**INSTRUCTIONS FOR THE TASK:**
Leave out every picture, then transcribe the rest of the listing exactly.

**Interface markup and scripts:**
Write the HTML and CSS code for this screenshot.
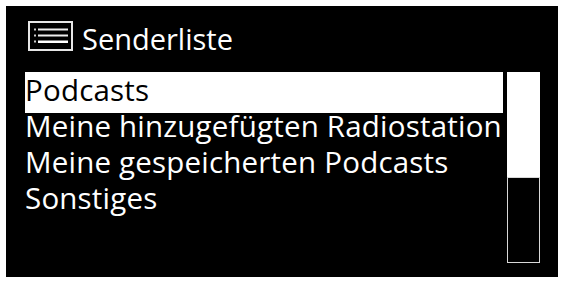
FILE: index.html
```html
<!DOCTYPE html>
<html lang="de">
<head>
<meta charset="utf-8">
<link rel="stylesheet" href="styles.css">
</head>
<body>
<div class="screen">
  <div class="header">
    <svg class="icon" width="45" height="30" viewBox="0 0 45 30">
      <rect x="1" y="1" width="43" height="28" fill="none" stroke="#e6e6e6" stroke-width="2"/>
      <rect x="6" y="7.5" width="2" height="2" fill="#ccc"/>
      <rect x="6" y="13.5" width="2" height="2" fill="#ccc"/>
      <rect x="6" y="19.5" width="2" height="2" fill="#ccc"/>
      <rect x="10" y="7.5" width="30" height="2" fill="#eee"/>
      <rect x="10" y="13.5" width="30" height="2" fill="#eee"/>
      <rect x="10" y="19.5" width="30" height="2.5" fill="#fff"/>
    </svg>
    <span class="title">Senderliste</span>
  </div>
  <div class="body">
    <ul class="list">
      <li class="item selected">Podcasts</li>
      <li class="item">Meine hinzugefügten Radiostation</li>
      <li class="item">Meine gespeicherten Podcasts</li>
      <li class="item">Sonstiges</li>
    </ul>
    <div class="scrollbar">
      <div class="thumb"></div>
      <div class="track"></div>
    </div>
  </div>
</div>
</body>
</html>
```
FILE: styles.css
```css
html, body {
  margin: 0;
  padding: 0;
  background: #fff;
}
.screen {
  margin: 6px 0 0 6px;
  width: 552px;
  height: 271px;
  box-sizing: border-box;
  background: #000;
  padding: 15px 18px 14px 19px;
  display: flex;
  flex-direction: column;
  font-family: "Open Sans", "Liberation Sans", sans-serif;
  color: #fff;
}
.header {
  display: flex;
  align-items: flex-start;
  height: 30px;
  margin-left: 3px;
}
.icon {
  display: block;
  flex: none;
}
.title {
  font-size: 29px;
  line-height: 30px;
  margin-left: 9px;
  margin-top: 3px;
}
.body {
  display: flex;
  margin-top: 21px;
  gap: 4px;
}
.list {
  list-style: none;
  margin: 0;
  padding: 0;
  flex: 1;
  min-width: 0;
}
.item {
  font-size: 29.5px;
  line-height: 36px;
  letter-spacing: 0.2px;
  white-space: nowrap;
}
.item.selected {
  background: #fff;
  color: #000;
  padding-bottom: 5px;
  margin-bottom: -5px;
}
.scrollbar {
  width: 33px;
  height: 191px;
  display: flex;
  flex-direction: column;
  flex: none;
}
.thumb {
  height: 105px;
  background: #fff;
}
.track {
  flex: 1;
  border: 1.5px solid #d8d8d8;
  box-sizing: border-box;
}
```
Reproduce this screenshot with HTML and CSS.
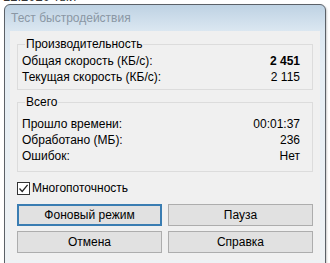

**WRITTEN REPLY:**
Write the HTML and CSS code for this screenshot.
FILE: index.html
```html
<!DOCTYPE html>
<html lang="de">
<head>
<meta charset="utf-8">
<link rel="stylesheet" href="styles.css">
</head>
<body>
<div class="screen">
  <div class="header">
    <svg class="icon" width="45" height="30" viewBox="0 0 45 30">
      <rect x="1" y="1" width="43" height="28" fill="none" stroke="#e6e6e6" stroke-width="2"/>
      <rect x="6" y="7.5" width="2" height="2" fill="#ccc"/>
      <rect x="6" y="13.5" width="2" height="2" fill="#ccc"/>
      <rect x="6" y="19.5" width="2" height="2" fill="#ccc"/>
      <rect x="10" y="7.5" width="30" height="2" fill="#eee"/>
      <rect x="10" y="13.5" width="30" height="2" fill="#eee"/>
      <rect x="10" y="19.5" width="30" height="2.5" fill="#fff"/>
    </svg>
    <span class="title">Senderliste</span>
  </div>
  <div class="body">
    <ul class="list">
      <li class="item selected">Podcasts</li>
      <li class="item">Meine hinzugefügten Radiostation</li>
      <li class="item">Meine gespeicherten Podcasts</li>
      <li class="item">Sonstiges</li>
    </ul>
    <div class="scrollbar">
      <div class="thumb"></div>
      <div class="track"></div>
    </div>
  </div>
</div>
</body>
</html>
```
FILE: styles.css
```css
html, body {
  margin: 0;
  padding: 0;
  background: #fff;
}
.screen {
  margin: 6px 0 0 6px;
  width: 552px;
  height: 271px;
  box-sizing: border-box;
  background: #000;
  padding: 15px 18px 14px 19px;
  display: flex;
  flex-direction: column;
  font-family: "Open Sans", "Liberation Sans", sans-serif;
  color: #fff;
}
.header {
  display: flex;
  align-items: flex-start;
  height: 30px;
  margin-left: 3px;
}
.icon {
  display: block;
  flex: none;
}
.title {
  font-size: 29px;
  line-height: 30px;
  margin-left: 9px;
  margin-top: 3px;
}
.body {
  display: flex;
  margin-top: 21px;
  gap: 4px;
}
.list {
  list-style: none;
  margin: 0;
  padding: 0;
  flex: 1;
  min-width: 0;
}
.item {
  font-size: 29.5px;
  line-height: 36px;
  letter-spacing: 0.2px;
  white-space: nowrap;
}
.item.selected {
  background: #fff;
  color: #000;
  padding-bottom: 5px;
  margin-bottom: -5px;
}
.scrollbar {
  width: 33px;
  height: 191px;
  display: flex;
  flex-direction: column;
  flex: none;
}
.thumb {
  height: 105px;
  background: #fff;
}
.track {
  flex: 1;
  border: 1.5px solid #d8d8d8;
  box-sizing: border-box;
}
```
Reproduce this screenshot with HTML and CSS.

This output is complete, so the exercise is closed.